Israel is perpetrating a genocide, and it is providing strategic rationalizations for what it is doing every step of the way. Israel was attacked so of course it has to defend itself. Israel needs to murder civilians en masse because that is the only way to get to Hamas. Democrats need to support this because they need to stop Trump and that means pandering to Zionist voters. And leftists need to keep quiet about it for clever PR reasons. Every step of the way, savvy men who have thought this through much more than we have are telling us to sit on our hands and watch Palestinians die.
As it happens, I think that Cooper’s advice isn’t even good strategy. If party enthusiasts are going to reverse their position on genocide because you harshed their vibe at their little convention, you probably weren’t going to be able to persuade them anyway. Normal people don’t have that kind of reaction to being reminded that thousands upon thousands of children are dying. The notion that Democratic activists should tailor our activism around winning over one of the least receptive audiences imaginable is the exact opposite of good strategy; it’s the sort of strategy you only counsel when you don’t expect to win.
Even if this strategy were useful in the short-term, asking humans to suppress their empathy and their cries of protest is in the long-term suicidal. So much wisdom from the Holocaust was about precisely this lesson. The so-called “Jewish question,” for the Nazis, was not one to be addressed with empathy; it was a logical question that had to be navigated with ruthless strategy, no matter what form the final solution might take. Listen to what the survivors say, and again and again you find the desperate plea for people to listen to reject the brutal logic of fascism and say something. “Above all,” as Yehuda Bauer put it, “thou shalt not be a bystander.”

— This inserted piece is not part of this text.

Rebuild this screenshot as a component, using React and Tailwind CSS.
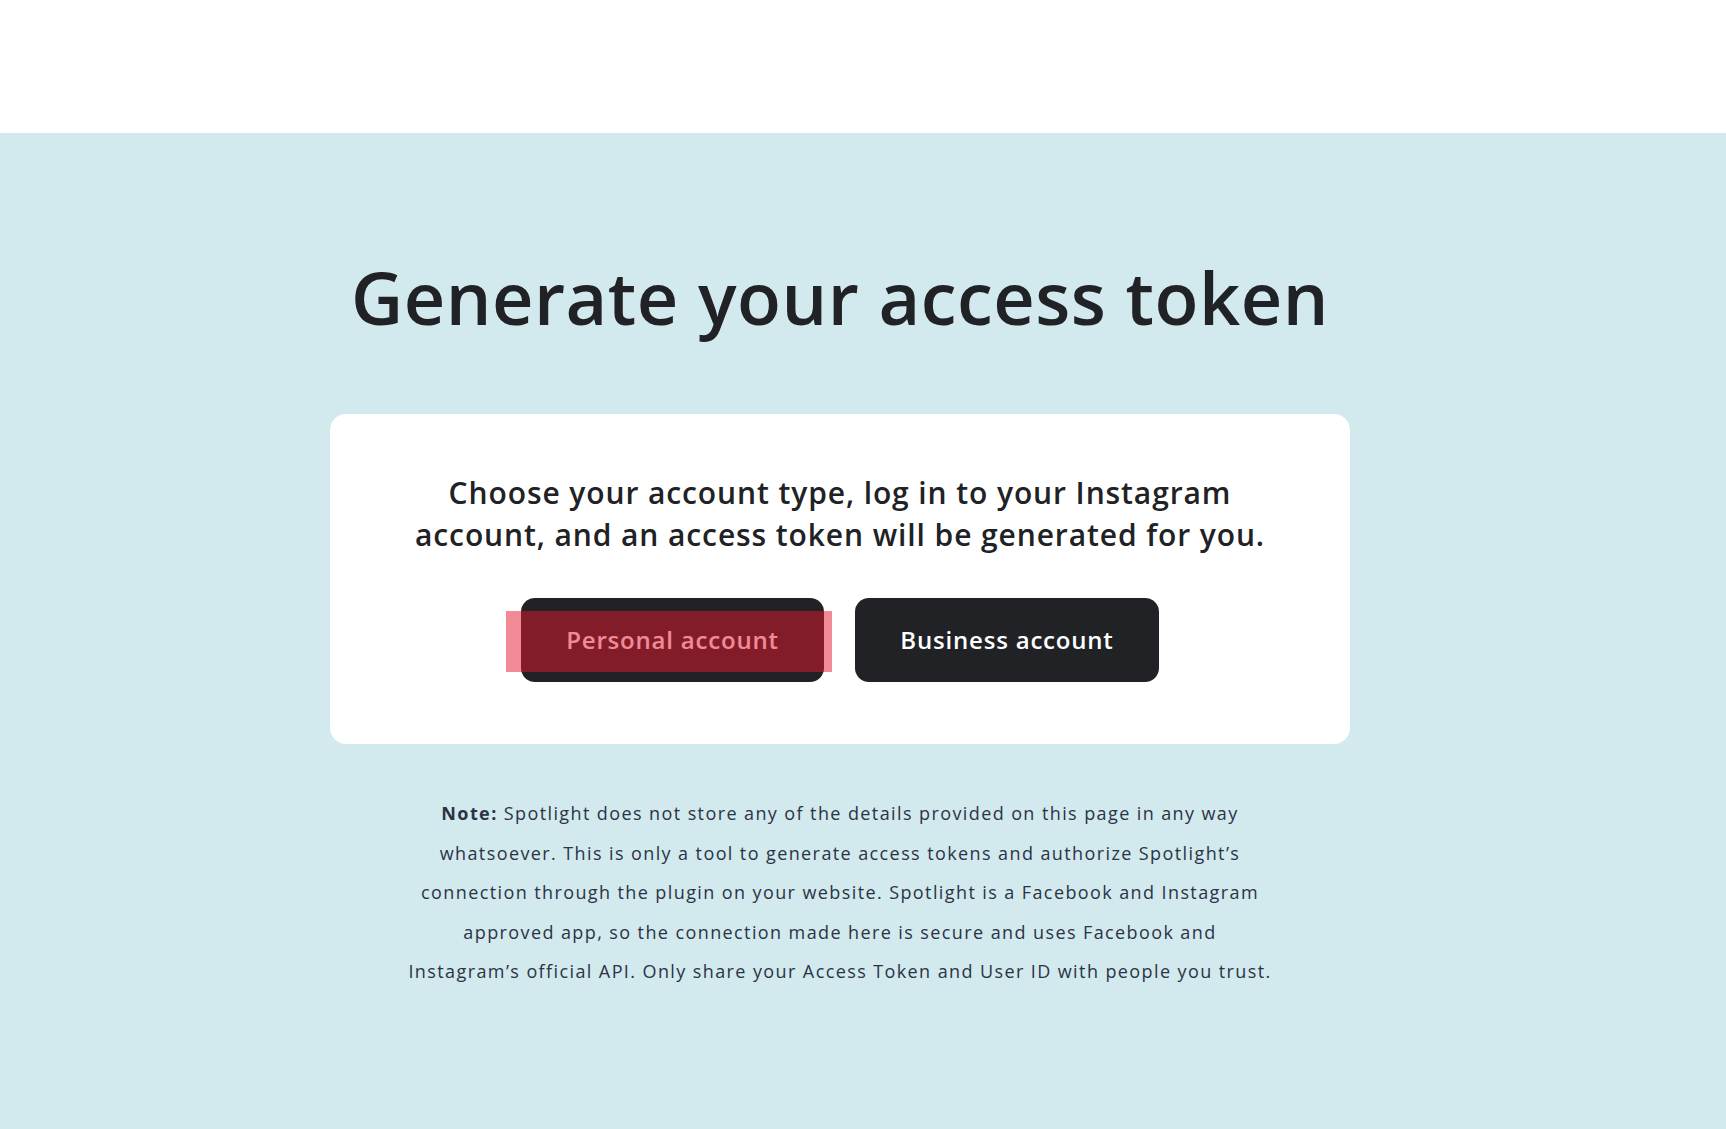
const NoteText = () => (
  <p className="w-[920px] text-center text-[18px] leading-[39.6px] tracking-[1.4px] text-[#2b3445]">
    <strong className="font-bold">Note:</strong> Spotlight does not store any of the details provided on this page in any way
    <br />
    whatsoever. This is only a tool to generate access tokens and authorize Spotlight’s
    <br />
    connection through the plugin on your website. Spotlight is a Facebook and Instagram
    <br />
    approved app, so the connection made here is secure and uses Facebook and
    <br />
    Instagram’s official API. Only share your Access Token and User ID with people you trust.
  </p>
);

const App = () => {
  return (
    <div className="min-h-screen flex flex-col font-['Open_Sans',sans-serif] text-[#202225]">
      <header className="h-[133px] bg-white shrink-0" />

      <main className="flex-1 bg-[#d2e9ee] flex flex-col items-center pt-[122px] pb-[120px] pr-[46px]">
        <h1 className="text-[72px] leading-[84px] font-semibold tracking-[0.5px] text-[#202225] whitespace-nowrap">
          Generate your access token
        </h1>

        <div className="mt-[75px] w-[1020px] h-[330px] bg-white rounded-2xl flex flex-col items-center pt-[58px]">
          <p className="text-[30px] leading-[42px] font-semibold tracking-[0.9px] text-center w-[980px]">
            Choose your account type, log in to your Instagram
            <br />
            account, and an access token will be generated for you.
          </p>

          <div className="mt-[42px] flex gap-[31px]">
            <div className="relative">
              <button className="w-[303px] h-[84px] rounded-[14px] bg-[#212226] text-white text-[24px] tracking-[0.8px] font-semibold">
                Personal account
              </button>
              <div className="absolute top-[13px] bottom-[10px] -left-[15px] -right-[8px] bg-[#e5162c]/50 pointer-events-none" />
            </div>
            <button className="w-[304px] h-[84px] rounded-[14px] bg-[#212226] text-white text-[24px] tracking-[0.8px] font-semibold">
              Business account
            </button>
          </div>
        </div>

        <div className="mt-[50px]">
          <NoteText />
        </div>
      </main>
    </div>
  );
};

export default App;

But even strategy, I think, has its moral limits. Some day we may very well find out that the optimal political strategy is always to keep quiet in the face of suffering; maybe this is what gets you the most harm reduction. But is a humanity that can’t express empathy worth saving? Do you really want to live in a world where we do not cry out in protest when our brothers and sisters suffer? If Americans were being killed en masse I would hope that the people of Palestine would say something; and I will not ask of them something I refuse, for clever strategic reasons, to give myself.